販売価格が安いという印象を与えるすべての表示が景品表示法上問題となるものではないが、これらの表示については、販売価格が通常時等の価格と比較してほとんど差がなかったり、適用対象となる商品が一部に限定されているにもかかわらず、表示された商品の全体について大幅に値引きされているような表示を行うなど、実際と異なって安さを強調するものである場合には、一般消費者に販売価格が安いとの誤認を与え、不当表示に該当するおそれがある。
また、競争事業者の店舗の販売価格よりも自店の販売価格を安くする等の広告表示において、適用対象となる商品について、一般消費者が容易に判断できないような限定条件を設けたり、価格を安くする旨の表示と比較して著しく小さな文字で限定条件を表示するなど、限定条件を明示せず、価格の有利性を殊更強調する表示を行うことは、一般消費者に自己の販売価格が競争事業者のものよりも著しく有利であるとの誤認を与え、不当表示に該当するおそれがある。

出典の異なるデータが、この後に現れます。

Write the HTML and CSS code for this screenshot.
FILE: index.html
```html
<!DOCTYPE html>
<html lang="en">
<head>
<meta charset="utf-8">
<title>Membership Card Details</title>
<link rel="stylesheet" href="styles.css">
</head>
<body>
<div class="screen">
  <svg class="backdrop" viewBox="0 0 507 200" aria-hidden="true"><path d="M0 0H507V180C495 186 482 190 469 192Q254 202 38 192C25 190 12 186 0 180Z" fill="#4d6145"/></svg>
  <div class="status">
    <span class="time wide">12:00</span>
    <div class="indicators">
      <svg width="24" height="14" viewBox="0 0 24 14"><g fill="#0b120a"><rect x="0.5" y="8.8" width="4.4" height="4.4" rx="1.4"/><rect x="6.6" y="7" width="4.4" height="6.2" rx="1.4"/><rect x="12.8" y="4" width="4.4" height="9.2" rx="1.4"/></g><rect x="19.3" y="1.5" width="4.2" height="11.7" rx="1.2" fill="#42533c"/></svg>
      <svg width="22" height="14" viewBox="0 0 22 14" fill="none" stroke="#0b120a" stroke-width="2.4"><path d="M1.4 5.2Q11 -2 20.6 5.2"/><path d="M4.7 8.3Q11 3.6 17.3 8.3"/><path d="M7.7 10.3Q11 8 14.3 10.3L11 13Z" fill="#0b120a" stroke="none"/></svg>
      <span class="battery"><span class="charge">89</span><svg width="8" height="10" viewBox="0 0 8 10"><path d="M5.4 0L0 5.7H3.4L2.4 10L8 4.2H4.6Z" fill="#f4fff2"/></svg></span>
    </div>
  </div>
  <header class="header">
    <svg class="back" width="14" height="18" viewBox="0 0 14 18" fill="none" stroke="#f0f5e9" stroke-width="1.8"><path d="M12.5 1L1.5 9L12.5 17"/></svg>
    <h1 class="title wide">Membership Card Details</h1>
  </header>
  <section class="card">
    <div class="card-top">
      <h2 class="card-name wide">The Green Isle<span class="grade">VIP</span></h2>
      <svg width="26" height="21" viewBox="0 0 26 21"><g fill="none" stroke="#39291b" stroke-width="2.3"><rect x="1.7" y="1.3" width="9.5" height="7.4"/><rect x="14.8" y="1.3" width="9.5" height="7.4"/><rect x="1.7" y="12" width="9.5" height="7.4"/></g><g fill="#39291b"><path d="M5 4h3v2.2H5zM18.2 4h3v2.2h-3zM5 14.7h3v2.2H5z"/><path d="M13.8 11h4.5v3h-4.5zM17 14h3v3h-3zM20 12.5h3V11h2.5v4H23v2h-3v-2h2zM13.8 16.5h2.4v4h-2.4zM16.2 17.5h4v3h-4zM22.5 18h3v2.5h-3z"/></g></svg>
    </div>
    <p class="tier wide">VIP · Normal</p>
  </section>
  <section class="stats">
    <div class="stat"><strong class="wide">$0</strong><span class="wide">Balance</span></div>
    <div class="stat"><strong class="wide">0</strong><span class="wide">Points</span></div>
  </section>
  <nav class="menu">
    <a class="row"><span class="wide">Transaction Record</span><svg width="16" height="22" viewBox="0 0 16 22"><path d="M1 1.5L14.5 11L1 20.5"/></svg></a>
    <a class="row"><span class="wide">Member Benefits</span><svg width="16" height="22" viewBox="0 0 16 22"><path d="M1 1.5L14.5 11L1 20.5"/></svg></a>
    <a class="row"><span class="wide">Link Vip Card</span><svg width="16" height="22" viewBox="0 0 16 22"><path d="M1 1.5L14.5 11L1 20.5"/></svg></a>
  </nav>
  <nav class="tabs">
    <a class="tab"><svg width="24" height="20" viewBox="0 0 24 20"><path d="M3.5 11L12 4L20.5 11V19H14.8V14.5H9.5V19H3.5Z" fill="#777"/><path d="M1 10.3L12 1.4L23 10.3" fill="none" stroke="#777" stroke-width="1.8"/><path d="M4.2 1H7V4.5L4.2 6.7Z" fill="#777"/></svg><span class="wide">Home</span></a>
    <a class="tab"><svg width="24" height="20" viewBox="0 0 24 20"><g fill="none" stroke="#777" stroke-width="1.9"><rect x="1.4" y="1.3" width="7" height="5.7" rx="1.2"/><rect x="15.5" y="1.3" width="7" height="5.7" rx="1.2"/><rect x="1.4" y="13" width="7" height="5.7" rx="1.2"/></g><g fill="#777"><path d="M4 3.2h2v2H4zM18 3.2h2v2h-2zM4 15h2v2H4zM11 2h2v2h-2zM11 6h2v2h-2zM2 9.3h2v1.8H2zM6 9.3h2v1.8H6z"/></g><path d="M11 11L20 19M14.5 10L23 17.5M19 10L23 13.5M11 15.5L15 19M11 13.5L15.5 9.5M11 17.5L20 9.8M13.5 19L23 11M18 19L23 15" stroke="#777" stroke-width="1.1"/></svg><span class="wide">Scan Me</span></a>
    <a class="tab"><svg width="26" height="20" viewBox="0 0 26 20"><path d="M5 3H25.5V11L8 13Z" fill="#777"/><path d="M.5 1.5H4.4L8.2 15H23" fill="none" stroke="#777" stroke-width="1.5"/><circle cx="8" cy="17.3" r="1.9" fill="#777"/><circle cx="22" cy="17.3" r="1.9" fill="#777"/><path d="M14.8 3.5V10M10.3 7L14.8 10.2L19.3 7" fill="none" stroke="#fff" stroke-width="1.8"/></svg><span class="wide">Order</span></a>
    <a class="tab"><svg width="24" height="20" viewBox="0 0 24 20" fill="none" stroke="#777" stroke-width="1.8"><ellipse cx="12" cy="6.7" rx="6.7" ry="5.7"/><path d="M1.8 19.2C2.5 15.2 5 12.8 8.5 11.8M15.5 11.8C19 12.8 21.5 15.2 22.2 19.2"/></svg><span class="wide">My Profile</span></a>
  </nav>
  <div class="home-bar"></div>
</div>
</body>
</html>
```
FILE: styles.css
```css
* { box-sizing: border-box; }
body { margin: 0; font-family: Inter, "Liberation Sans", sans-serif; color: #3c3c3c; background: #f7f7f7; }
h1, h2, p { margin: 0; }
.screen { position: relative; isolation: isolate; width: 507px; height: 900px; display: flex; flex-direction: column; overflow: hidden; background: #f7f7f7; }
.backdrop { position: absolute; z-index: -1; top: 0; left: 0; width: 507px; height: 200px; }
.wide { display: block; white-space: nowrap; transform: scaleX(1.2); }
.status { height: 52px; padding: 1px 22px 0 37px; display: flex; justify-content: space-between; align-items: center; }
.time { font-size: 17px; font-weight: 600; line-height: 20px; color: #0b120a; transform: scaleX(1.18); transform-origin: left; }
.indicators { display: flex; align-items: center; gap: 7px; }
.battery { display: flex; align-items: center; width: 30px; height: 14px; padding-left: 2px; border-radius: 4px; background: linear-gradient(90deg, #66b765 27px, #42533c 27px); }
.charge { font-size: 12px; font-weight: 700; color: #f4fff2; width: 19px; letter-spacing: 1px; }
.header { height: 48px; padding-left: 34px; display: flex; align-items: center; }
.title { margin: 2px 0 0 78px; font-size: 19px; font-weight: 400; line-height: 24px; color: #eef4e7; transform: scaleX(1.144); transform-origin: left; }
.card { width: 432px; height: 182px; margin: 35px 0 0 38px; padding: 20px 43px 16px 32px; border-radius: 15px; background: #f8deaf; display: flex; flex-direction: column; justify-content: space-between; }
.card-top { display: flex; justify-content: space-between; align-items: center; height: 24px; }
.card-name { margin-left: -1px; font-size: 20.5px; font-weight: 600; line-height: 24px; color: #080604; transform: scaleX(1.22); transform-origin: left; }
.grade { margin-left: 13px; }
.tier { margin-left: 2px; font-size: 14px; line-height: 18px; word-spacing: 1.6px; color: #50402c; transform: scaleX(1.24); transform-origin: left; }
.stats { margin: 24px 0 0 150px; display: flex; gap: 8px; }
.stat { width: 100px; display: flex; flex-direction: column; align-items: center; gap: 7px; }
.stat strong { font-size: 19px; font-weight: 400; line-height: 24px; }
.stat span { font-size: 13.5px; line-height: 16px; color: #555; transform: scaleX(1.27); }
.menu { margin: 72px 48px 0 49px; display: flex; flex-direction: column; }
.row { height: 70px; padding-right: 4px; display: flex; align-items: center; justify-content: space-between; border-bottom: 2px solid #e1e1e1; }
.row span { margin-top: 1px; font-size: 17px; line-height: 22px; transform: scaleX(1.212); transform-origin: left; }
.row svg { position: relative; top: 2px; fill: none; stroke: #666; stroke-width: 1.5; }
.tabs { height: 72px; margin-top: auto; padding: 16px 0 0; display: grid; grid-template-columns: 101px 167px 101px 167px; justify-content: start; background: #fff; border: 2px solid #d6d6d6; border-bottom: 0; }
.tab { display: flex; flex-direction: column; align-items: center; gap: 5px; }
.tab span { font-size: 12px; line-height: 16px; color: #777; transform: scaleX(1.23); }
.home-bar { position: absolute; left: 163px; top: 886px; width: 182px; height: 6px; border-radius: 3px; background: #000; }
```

このため、安さの理由や安さの程度を説明する用語等を用いて、販売価格の安さを強調する表示を行う場合には、適用対象となる商品の範囲及び条件を明示するとともに、安さの理由や安さの程度について具体的に明示することにより、一般消費者が誤認しないようにする必要がある。
2 不当表示に該当するおそれのある表示
販売価格の安さを強調する次のような価格表示は、不当表示に該当するおそれがある。
ア 通常時等の価格と比較して特に安くなっている商品がなかったり、一部に限定されているにもかかわらず、安さの理由を説明する用語を用いて、表示された商品の全体について販売価格が特に安くなっていることを強調する表示を行うこと。
(事例)
・ A寝具店が、「製造業者倒産品処分」と強調して表示しているが、実際には、表示された商品は製造業者が倒産したことによる処分品ではなく、当該小売店が継続的に取引のある製造業者から仕入れたものであり、表示された商品の販売価格は従来と変わっていないとき。
・ A人形店が、「ひな人形商品全品工場渡し価格により御奉仕」と強調して表示しているが、実際には、工場渡し価格により販売される商品は表示された商品のうち一部の商品に限定されているとき。

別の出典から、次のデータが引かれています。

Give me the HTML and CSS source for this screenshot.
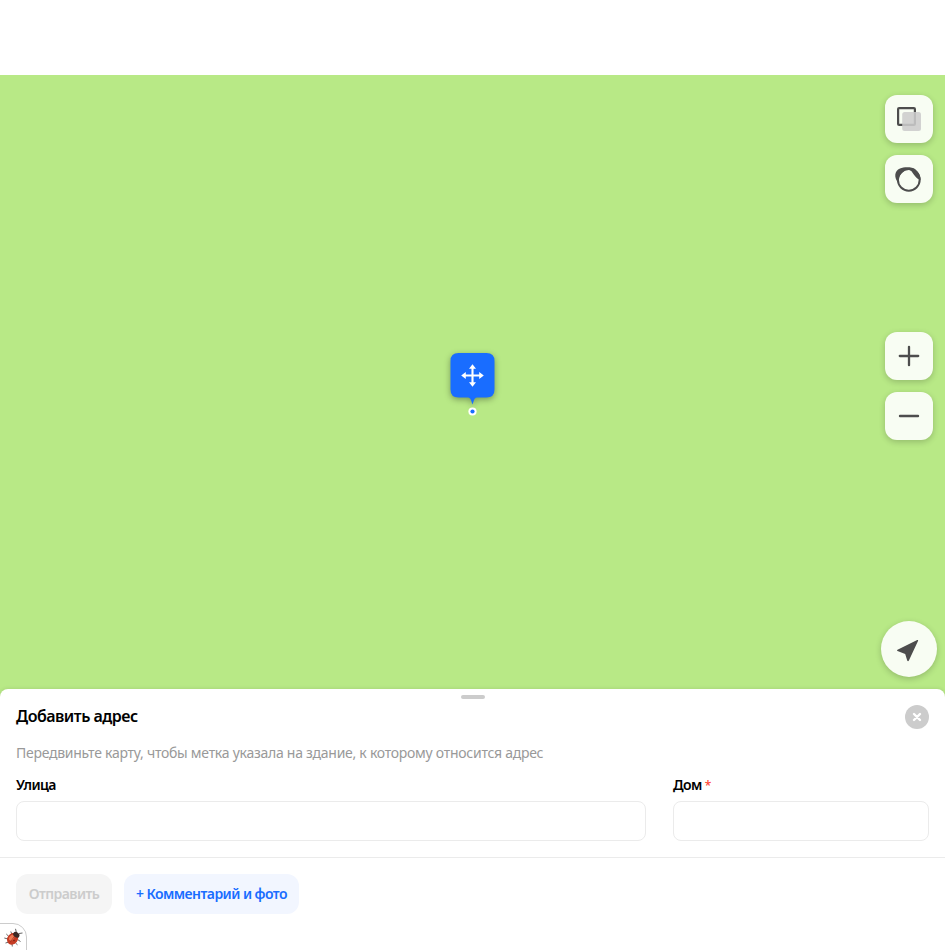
FILE: index.html
```html
<!DOCTYPE html>
<html lang="ru">
<head>
<meta charset="utf-8">
<title>Добавить адрес</title>
<link rel="stylesheet" href="styles.css">
</head>
<body>
<div class="app">
  <header class="top"></header>
  <main class="map">
    <div class="controls">
      <div class="group">
        <button class="control" aria-label="Слои"><svg width="48" height="48" viewBox="0 0 48 48"><rect x="13.1" y="13.1" width="16.8" height="16.8" rx="1" fill="none" stroke="#4d4d4d" stroke-width="2.2"/><rect x="17.2" y="17" width="18.8" height="19" rx="2.5" fill="#ccc" fill-opacity=".88"/></svg></button>
        <button class="control" aria-label="Панорамы"><svg width="48" height="48" viewBox="0 0 48 48"><circle cx="23.8" cy="24.8" r="10.9" fill="none" stroke="#4d4d4d" stroke-width="2"/><path d="M13 27C9 23 9.2 15.5 15 13.4C19 11.8 27 11.6 30.3 14.2C34 17.2 35.6 21 35.5 25C31.5 24.3 28.8 19.5 26.7 16.6C25 14.2 21.5 14.3 19 16.2C15.8 18.7 13.7 21.5 13 27Z" fill="#4d4d4d"/></svg></button>
      </div>
      <div class="group zoom">
        <button class="control" aria-label="Приблизить"><svg width="48" height="48" viewBox="0 0 48 48"><path d="M24 14.8V33.2M14.8 24H33.2" stroke="#4d4d4d" stroke-width="2.3" stroke-linecap="round"/></svg></button>
        <button class="control" aria-label="Отдалить"><svg width="48" height="48" viewBox="0 0 48 48"><path d="M15 24H33" stroke="#4d4d4d" stroke-width="2.4" stroke-linecap="round"/></svg></button>
      </div>
      <button class="control locate" aria-label="Моё местоположение"><svg width="56" height="56" viewBox="0 0 56 56"><path d="M36.2 19.1Q37.6 18.5 37 19.9L27.9 39.6Q27 40.8 26.2 39.6L24.2 33L16.5 30.1Q15.4 29.4 16.5 28.7Z" fill="#4d4d4d"/></svg></button>
    </div>
    <svg class="pin" width="61" height="74" viewBox="0 0 61 74"><path class="pin-body" d="M16.5 8H44.5Q52.5 8 52.5 16V44.5Q52.5 52.5 44.5 52.5H35Q32.6 52.7 31.7 56L30.5 59.5L29.3 56Q28.4 52.7 26 52.5H16.5Q8.5 52.5 8.5 44.5V16Q8.5 8 16.5 8Z" fill="#196dff"/><path d="M30.5 22V39M22 30.5H39" stroke="#fff" stroke-width="2.1"/><path d="M30.5 19.2L34 23.8H27ZM30.5 41.8L34 37.2H27ZM19.2 30.5L23.8 27V34ZM41.8 30.5L37.2 27V34Z" fill="#fff"/><circle cx="30.5" cy="66.5" r="4.1" fill="#fff"/><circle cx="30.5" cy="66.5" r="2.1" fill="#196dff"/></svg>
  </main>
  <section class="sheet">
    <div class="handle"></div>
    <div class="form">
      <div class="heading">
        <h1>Добавить адрес</h1>
        <button class="close" aria-label="Закрыть"><svg width="24" height="24" viewBox="0 0 24 24"><path d="M9 9L15 15M15 9L9 15" stroke="#fff" stroke-width="2.4" stroke-linecap="round"/></svg></button>
      </div>
      <p class="hint">Передвиньте карту, чтобы метка указала на здание, к которому относится адрес</p>
      <div class="fields">
        <label class="field"><span class="label">Улица</span><input type="text"></label>
        <label class="field"><span class="label">Дом<span class="required">*</span></span><input type="text"></label>
      </div>
    </div>
    <div class="actions">
      <button class="action submit" disabled>Отправить</button>
      <button class="action extra">+ Комментарий и фото</button>
    </div>
    <div class="bug"><svg width="20" height="20" viewBox="0 0 20 20"><path d="M4.5 8.2L2.3 6M4 11L0.3 10M5 14L1.5 15M8 15.5L8.3 18.5M11.5 15L13.5 16.8M14 11.8L16.5 13.5M8 6.5L6.8 3.5M12.5 5L11.5 .8M15 5.5L18.5 5" fill="none" stroke="#555" stroke-width=".9"/><ellipse cx="8.6" cy="10.8" rx="5.2" ry="6.2" transform="rotate(38 8.6 10.8)" fill="#c63c24"/><ellipse cx="7.6" cy="9.8" rx="2.2" ry="3.2" transform="rotate(38 7.6 9.8)" fill="#ef7953"/><path d="M11.2 7.2L6 14.5" stroke="#8e2518" stroke-width=".6"/><ellipse cx="12.3" cy="6.8" rx="3.4" ry="2.5" transform="rotate(38 12.3 6.8)" fill="#3b2925"/><circle cx="10" cy="12.5" r=".8" fill="#702015"/></svg></div>
  </section>
</div>
</body>
</html>
```
FILE: styles.css
```css
* { box-sizing: border-box; }
body {
  margin: 0;
  background: #fff;
  color: #000;
  font-family: "Noto Sans", "Open Sans", sans-serif;
}
button { border: 0; padding: 0; font: inherit; }
svg { display: block; }
.app { height: 950px; display: flex; flex-direction: column; overflow: hidden; }
.top { height: 75px; flex: none; }
.map {
  position: relative;
  height: 622px;
  flex: none;
  background: #b8e986;
}
.controls {
  height: 614px;
  padding: 20px 12px 12px;
  display: flex;
  flex-direction: column;
  align-items: flex-end;
}
.group { display: flex; flex-direction: column; gap: 12px; }
.zoom { margin-top: 129px; }
.control {
  width: 48px;
  height: 48px;
  border-radius: 12px;
  background: #f8fdf3;
  box-shadow: 0 2px 6px rgba(0, 0, 0, .2);
}
.locate {
  width: 56px;
  height: 56px;
  margin: auto -4px 0 0;
  border-radius: 50%;
}
.pin { position: absolute; left: 442px; top: 270px; overflow: visible; }
.pin-body { filter: drop-shadow(0 2px 3px rgba(0, 0, 0, .35)); }
.sheet {
  position: relative;
  height: 261px;
  margin-top: -8px;
  flex: none;
  border-radius: 8px 8px 0 0;
  background: #fff;
  box-shadow: 0 0 4px rgba(0, 0, 0, .12);
}
.handle {
  width: 24px;
  height: 4px;
  margin: 0 auto;
  border-radius: 2px;
  background: #ccc;
  transform: translateY(6px);
}
.form { height: 165px; padding: 12px 16px 0; border-bottom: 1px solid #ebebeb; }
.heading { height: 24px; display: flex; align-items: center; justify-content: space-between; }
h1 { margin: 0 0 2px; font-size: 16px; line-height: 22px; font-weight: 600; letter-spacing: -.5px; }
.close { width: 24px; height: 24px; border-radius: 50%; background: #ccc; }
.hint { margin: 14px 0 0; font-size: 14px; line-height: 20px; letter-spacing: -.27px; color: #999; white-space: nowrap; }
.fields { display: grid; grid-template-columns: 630px 256px; justify-content: space-between; margin-top: 12px; }
.field { display: flex; flex-direction: column; gap: 6px; }
.label { height: 20px; font-size: 14px; line-height: 20px; font-weight: 600; letter-spacing: -.6px; }
.required { margin-left: 3px; color: #f43; font-size: 12px; font-weight: 500; }
input { width: 100%; height: 40px; border: 1px solid #ebebeb; border-radius: 8px; background: #fff; }
.actions { display: flex; gap: 12px; padding: 16px; }
.action { height: 40px; border-radius: 12px; font-size: 14px; line-height: 40px; font-weight: 600; white-space: nowrap; letter-spacing: -.55px; }
.submit { width: 96px; color: #ccc; background: #f5f5f5; }
.extra { width: 175px; color: #196dff; background: #f2f6ff; }
.bug {
  position: absolute;
  left: -1px;
  bottom: -1px;
  width: 28px;
  height: 28px;
  padding: 4px 0 0 4px;
  border: 1px solid #ccc;
  border-radius: 0 14px 0 0;
  background: #fff;
}
```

イ 通常時等の価格と比較して特に安くなっている商品がなかったり、一部に限定されているにもかかわらず、安さの程度を説明する用語を用いて、表示された商品の全体について販売価格が特に安くなっていることを強調する表示を行うこと。
(事例)
・ Aスポーツ用品店が、「他店よりも販売価格を安くします」と強調して表示しているが、実際には、表示された商品について、他店よりも安い価格で販売を行わないとき。
・ A衣料品店が、「冬物衣料全品大幅値下げ断行!」と強調して表示しているが、実際には、「当店通常価格」よりも特に安くなっている商品は表示された商品のうちの一部の商品に限定されているとき。
・ A電器店が、「他店チラシ掲載売価より更に10%以上安くします」と強調して表示しているが、実際には、他店のチラシ価格と価格比較できる商品は表示された商品のうちの一部の商品に限定されているとき、又は他店のチラシ価格よりも価格が安く設定されていない商品があるとき。